Information provided →
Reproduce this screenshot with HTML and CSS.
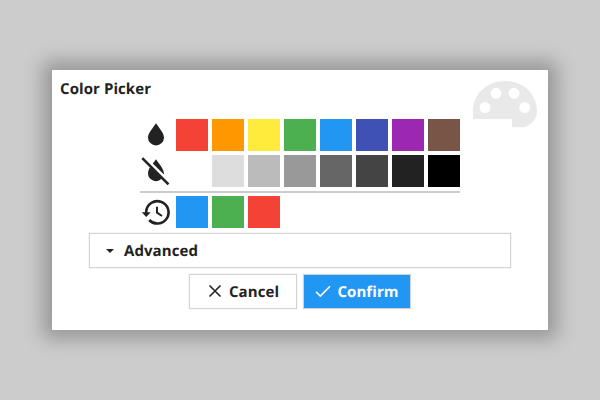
FILE: index.html
```html
<!DOCTYPE html>
<html lang="en">
<head>
<meta charset="utf-8">
<title>Color Picker</title>
<link rel="stylesheet" href="styles.css">
</head>
<body>
<main class="dialog">
  <svg class="palette" viewBox="0 0 64 47" aria-hidden="true">
    <path fill-rule="evenodd" d="M0 38V30C0 13 14 0 32 0S64 13 64 30C64 39 57 46.3 48 46.3H39V38ZM6.5 26.5a5.5 5.5 0 1 0 11 0a5.5 5.5 0 1 0-11 0ZM17.5 12.3a5.5 5.5 0 1 0 11 0a5.5 5.5 0 1 0-11 0ZM35.5 12.3a5.5 5.5 0 1 0 11 0a5.5 5.5 0 1 0-11 0ZM46.2 26.5a5.5 5.5 0 1 0 11 0a5.5 5.5 0 1 0-11 0Z"/>
  </svg>
  <h1 class="title">Color Picker</h1>
  <div class="swatches">
    <div class="row">
      <svg class="icon" viewBox="0 0 32 32"><path d="M16 4.2C13 8.9 8 14 8 18.5a8 7.9 0 0 0 16 0C24 14 19 8.9 16 4.2Z"/></svg>
      <i class="swatch red"></i><i class="swatch orange"></i><i class="swatch yellow"></i><i class="swatch green"></i><i class="swatch blue"></i><i class="swatch indigo"></i><i class="swatch purple"></i><i class="swatch brown"></i>
    </div>
    <div class="row">
      <svg class="icon" viewBox="0 0 32 32"><path d="M16 4.2C15 5.6 13.9 7.2 12.8 8.6L23.9 19.6C24.6 14.5 19 8.9 16 4.2ZM10.2 12.1C8.9 14.2 8 16.4 8 18.5a8 7.9 0 0 0 13.6 5.3Z"/><path class="slash" d="M2.3 3.2L28.5 29.4"/></svg>
      <i class="swatch white"></i><i class="swatch g1"></i><i class="swatch g2"></i><i class="swatch g3"></i><i class="swatch g4"></i><i class="swatch g5"></i><i class="swatch g6"></i><i class="swatch black"></i>
    </div>
    <div class="row recent">
      <svg class="icon" viewBox="0 0 32 32"><path class="ring" d="M6.2 17V15.5A11.2 11.2 0 1 1 9.2 24"/><path d="M1.8 16.2H10.7L6.2 21Z"/><path class="hand" d="M17 10.8V16.6L22 20"/></svg>
      <i class="swatch blue"></i><i class="swatch green"></i><i class="swatch red"></i>
    </div>
  </div>
  <div class="advanced"><svg class="caret" viewBox="0 0 10 6"><path d="M1 1H9L5 5Z"/></svg>Advanced</div>
  <div class="actions">
    <button class="button"><svg class="mark" viewBox="0 0 16 16"><path d="M2.5 2.5L13.5 13.5M13.5 2.5L2.5 13.5"/></svg>Cancel</button>
    <button class="button confirm"><svg class="mark" viewBox="0 0 16 16"><path d="M1 8.8L5.3 13L15 3.2"/></svg>Confirm</button>
  </div>
</main>
</body>
</html>
```
FILE: styles.css
```css
* { box-sizing: border-box; }
body {
  margin: 0;
  height: 400px;
  display: flex;
  align-items: center;
  justify-content: center;
  background: #ccc;
  color: #222;
  font: bold 15px/20px "Open Sans", "Noto Sans", sans-serif;
  letter-spacing: .08px;
  text-rendering: geometricPrecision;
}
.dialog {
  position: relative;
  width: 496px;
  height: 260px;
  padding: 8px;
  background: #fff;
  box-shadow: 0 0 18px 9px rgba(0, 0, 0, .26);
  display: flex;
  flex-direction: column;
  align-items: center;
}
.palette {
  position: absolute;
  right: 11px;
  top: 11px;
  width: 64px;
  height: 47px;
  fill: #e9e9e9;
}
.title {
  align-self: stretch;
  height: 41px;
  margin: 0;
  font-size: 15px;
  line-height: 22px;
}
.swatches {
  width: 320px;
  display: flex;
  flex-direction: column;
  gap: 4px;
}
.row { display: flex; gap: 4px; }
.recent { border-top: 2px solid #ccc; padding-top: 3px; }
.icon { width: 32px; height: 32px; fill: #222; }
.slash, .ring, .hand { fill: none; stroke: #222; }
.slash { stroke-width: 2.6; }
.ring { stroke-width: 2.6; }
.hand { stroke-width: 2; }
.swatch { width: 32px; height: 32px; }
.red { background: #f44336; }
.orange { background: #ff9800; }
.yellow { background: #ffeb3b; }
.green { background: #4caf50; }
.blue { background: #2196f3; }
.indigo { background: #3f51b5; }
.purple { background: #9c27b0; }
.brown { background: #795548; }
.white { background: #fff; }
.g1 { background: #ddd; }
.g2 { background: #bbb; }
.g3 { background: #999; }
.g4 { background: #666; }
.g5 { background: #444; }
.g6 { background: #222; }
.black { background: #000; }
.advanced, .button {
  background: #fff;
  border: 1px solid #d4d4d4;
  box-shadow: 0 0 1px rgba(0, 0, 0, .2);
}
.advanced {
  width: 422px;
  height: 35px;
  margin-top: 5px;
  padding: 1px 0 0 15px;
  display: flex;
  align-items: center;
}
.caret { width: 10px; height: 6px; margin: 0 9px 1px 0; fill: #222; }
.actions { display: flex; gap: 6px; margin-top: 6px; }
.button {
  width: 108px;
  height: 35px;
  padding: 1px 0 0;
  display: flex;
  align-items: center;
  justify-content: center;
  gap: 6px;
  color: inherit;
  font: inherit;
  letter-spacing: inherit;
  text-rendering: inherit;
}
.confirm { background: #2196f3; color: #fff; }
.mark { width: 16px; height: 16px; margin-bottom: 2px; fill: none; stroke: currentColor; stroke-width: 1.6; }
```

Problem description →
Without the pictures, repeat the listing above exactly.

Full solution →
Reproduce this screenshot with HTML and CSS.
FILE: index.html
```html
<!DOCTYPE html>
<html lang="en">
<head>
<meta charset="utf-8">
<title>Color Picker</title>
<link rel="stylesheet" href="styles.css">
</head>
<body>
<main class="dialog">
  <svg class="palette" viewBox="0 0 64 47" aria-hidden="true">
    <path fill-rule="evenodd" d="M0 38V30C0 13 14 0 32 0S64 13 64 30C64 39 57 46.3 48 46.3H39V38ZM6.5 26.5a5.5 5.5 0 1 0 11 0a5.5 5.5 0 1 0-11 0ZM17.5 12.3a5.5 5.5 0 1 0 11 0a5.5 5.5 0 1 0-11 0ZM35.5 12.3a5.5 5.5 0 1 0 11 0a5.5 5.5 0 1 0-11 0ZM46.2 26.5a5.5 5.5 0 1 0 11 0a5.5 5.5 0 1 0-11 0Z"/>
  </svg>
  <h1 class="title">Color Picker</h1>
  <div class="swatches">
    <div class="row">
      <svg class="icon" viewBox="0 0 32 32"><path d="M16 4.2C13 8.9 8 14 8 18.5a8 7.9 0 0 0 16 0C24 14 19 8.9 16 4.2Z"/></svg>
      <i class="swatch red"></i><i class="swatch orange"></i><i class="swatch yellow"></i><i class="swatch green"></i><i class="swatch blue"></i><i class="swatch indigo"></i><i class="swatch purple"></i><i class="swatch brown"></i>
    </div>
    <div class="row">
      <svg class="icon" viewBox="0 0 32 32"><path d="M16 4.2C15 5.6 13.9 7.2 12.8 8.6L23.9 19.6C24.6 14.5 19 8.9 16 4.2ZM10.2 12.1C8.9 14.2 8 16.4 8 18.5a8 7.9 0 0 0 13.6 5.3Z"/><path class="slash" d="M2.3 3.2L28.5 29.4"/></svg>
      <i class="swatch white"></i><i class="swatch g1"></i><i class="swatch g2"></i><i class="swatch g3"></i><i class="swatch g4"></i><i class="swatch g5"></i><i class="swatch g6"></i><i class="swatch black"></i>
    </div>
    <div class="row recent">
      <svg class="icon" viewBox="0 0 32 32"><path class="ring" d="M6.2 17V15.5A11.2 11.2 0 1 1 9.2 24"/><path d="M1.8 16.2H10.7L6.2 21Z"/><path class="hand" d="M17 10.8V16.6L22 20"/></svg>
      <i class="swatch blue"></i><i class="swatch green"></i><i class="swatch red"></i>
    </div>
  </div>
  <div class="advanced"><svg class="caret" viewBox="0 0 10 6"><path d="M1 1H9L5 5Z"/></svg>Advanced</div>
  <div class="actions">
    <button class="button"><svg class="mark" viewBox="0 0 16 16"><path d="M2.5 2.5L13.5 13.5M13.5 2.5L2.5 13.5"/></svg>Cancel</button>
    <button class="button confirm"><svg class="mark" viewBox="0 0 16 16"><path d="M1 8.8L5.3 13L15 3.2"/></svg>Confirm</button>
  </div>
</main>
</body>
</html>
```
FILE: styles.css
```css
* { box-sizing: border-box; }
body {
  margin: 0;
  height: 400px;
  display: flex;
  align-items: center;
  justify-content: center;
  background: #ccc;
  color: #222;
  font: bold 15px/20px "Open Sans", "Noto Sans", sans-serif;
  letter-spacing: .08px;
  text-rendering: geometricPrecision;
}
.dialog {
  position: relative;
  width: 496px;
  height: 260px;
  padding: 8px;
  background: #fff;
  box-shadow: 0 0 18px 9px rgba(0, 0, 0, .26);
  display: flex;
  flex-direction: column;
  align-items: center;
}
.palette {
  position: absolute;
  right: 11px;
  top: 11px;
  width: 64px;
  height: 47px;
  fill: #e9e9e9;
}
.title {
  align-self: stretch;
  height: 41px;
  margin: 0;
  font-size: 15px;
  line-height: 22px;
}
.swatches {
  width: 320px;
  display: flex;
  flex-direction: column;
  gap: 4px;
}
.row { display: flex; gap: 4px; }
.recent { border-top: 2px solid #ccc; padding-top: 3px; }
.icon { width: 32px; height: 32px; fill: #222; }
.slash, .ring, .hand { fill: none; stroke: #222; }
.slash { stroke-width: 2.6; }
.ring { stroke-width: 2.6; }
.hand { stroke-width: 2; }
.swatch { width: 32px; height: 32px; }
.red { background: #f44336; }
.orange { background: #ff9800; }
.yellow { background: #ffeb3b; }
.green { background: #4caf50; }
.blue { background: #2196f3; }
.indigo { background: #3f51b5; }
.purple { background: #9c27b0; }
.brown { background: #795548; }
.white { background: #fff; }
.g1 { background: #ddd; }
.g2 { background: #bbb; }
.g3 { background: #999; }
.g4 { background: #666; }
.g5 { background: #444; }
.g6 { background: #222; }
.black { background: #000; }
.advanced, .button {
  background: #fff;
  border: 1px solid #d4d4d4;
  box-shadow: 0 0 1px rgba(0, 0, 0, .2);
}
.advanced {
  width: 422px;
  height: 35px;
  margin-top: 5px;
  padding: 1px 0 0 15px;
  display: flex;
  align-items: center;
}
.caret { width: 10px; height: 6px; margin: 0 9px 1px 0; fill: #222; }
.actions { display: flex; gap: 6px; margin-top: 6px; }
.button {
  width: 108px;
  height: 35px;
  padding: 1px 0 0;
  display: flex;
  align-items: center;
  justify-content: center;
  gap: 6px;
  color: inherit;
  font: inherit;
  letter-spacing: inherit;
  text-rendering: inherit;
}
.confirm { background: #2196f3; color: #fff; }
.mark { width: 16px; height: 16px; margin-bottom: 2px; fill: none; stroke: currentColor; stroke-width: 1.6; }
```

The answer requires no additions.